The author observed that the membrane of ambiguous regions can sometimes be discontinued. For that, they are using a watershed algorithm (Beucher and Lantuejoul (1979) [6]) and the final probability map is obtained by:

$$p_f(x)=w_fp(x)+(1-w_f)p_w(x)$$

With \( p_w(x) \) the binary contour, \( p(x) \) the probability map output by the model and \( w_f \) a parameter determined by obtaining the optimal result of rand error on the training data in their experiments.

# 5. Experiments

The models are trained on 2012 ISBSI EM Segmentation challenge and the input images are 480x480. They used a fixed learning rate decay (decreased by factor 10 every 2k iterations). The training time is about 2 hours on a Titan X.

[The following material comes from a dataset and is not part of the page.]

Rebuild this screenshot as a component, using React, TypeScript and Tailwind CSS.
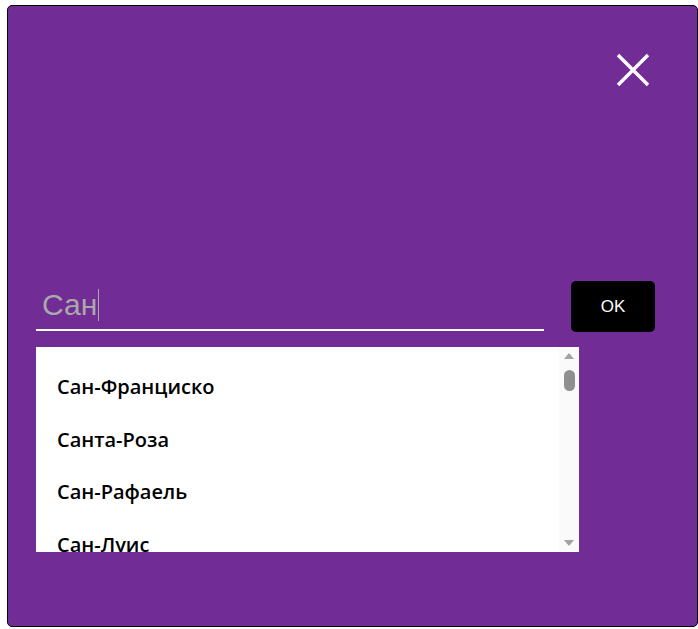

The metrics are defined as follow:

*Rand error*: 1 - the maximal F-score of the foreground-restricted rand index (Rand 1971), a measure of similarity between two clusters or segmentations. For the EM segmentation evaluation, the zero component of the original labels (background pixels of the ground truth) is excluded.*Warping error*: a segmentation metric that penalizes the topological disagreements (object splits and mergers). Pixel error: 1 - the maximal F-score of pixel similarity, or squared Euclidean distance between the original and the result labels.*Pixel error*: 1 - the maximal F-score of pixel similarity, or squared Euclidean distance between the original and the result labels.

The figure 4 gives some examples of the results.

The table 1 gives the results and the ablation study. CUMedVision-6(with C) is the best model without post-processing. When adding the post-processing, CUMedVision achieve the best results. In the ablation study (lower part of the table 1), we can see that the use of the 3 auxiliary improves significantly the results. The fusion operator improve them further.

# 6. Conclusion

This work push further the performance increase initiated by Ciresan et al. (2012) [1] by adapting the FCN architecture. It also decrease significantly the training time (from 10 to 3 hours) compared to Ronneberger, Fischer, and Brox (2015) [7].

# References

- Ciresan, D.C., Gambardella, L.M., Giusti, A., Schmidhuber, J.: Deep neural networks segment neuronal membranes in electron microscopy images. In: NIPS. pp. 2852–2860 (2012).
- Uzunbas¸, M. G.; Chen, C.; and Metaxsas, D. 2014. Optree: a learning-based adaptive watershed algorithm for neuron segmentation. In Medical Image Computing and ComputerAssisted Intervention MICCAI 2014. Springer. 97–105.
- Nunez-Iglesias, J.; Kennedy, R.; Parag, T.; Shi, J.; Chklovskii, D. B.; and Zuo, X.-N. 2013. Machine learning of hierarchical clustering to segment 2d and 3d images. PloS one 8(8):08.
- Liu, T.; Jones, C.; Seyedhosseini, M.; and Tasdizen, T. 2014. A modular hierarchical approach to 3d electron microscopy image segmentation. Journal of neuroscience methods 226:88–102.
- Long, J.; Shelhamer, E.; and Darrell, T. 2014. Fully convolutional networks for semantic segmentation. arXiv preprint arXiv:1411.4038.
- Beucher, S., and Lantuejoul, C. 1979. Use of watersheds in contour detection. In International Conference on Image Processing.
- Ronneberger, O.; Fischer, P.; and Brox, T. 2015. U-net: Convolutional networks for biomedical image segmentation. arXiv preprint arXiv:1505.04597.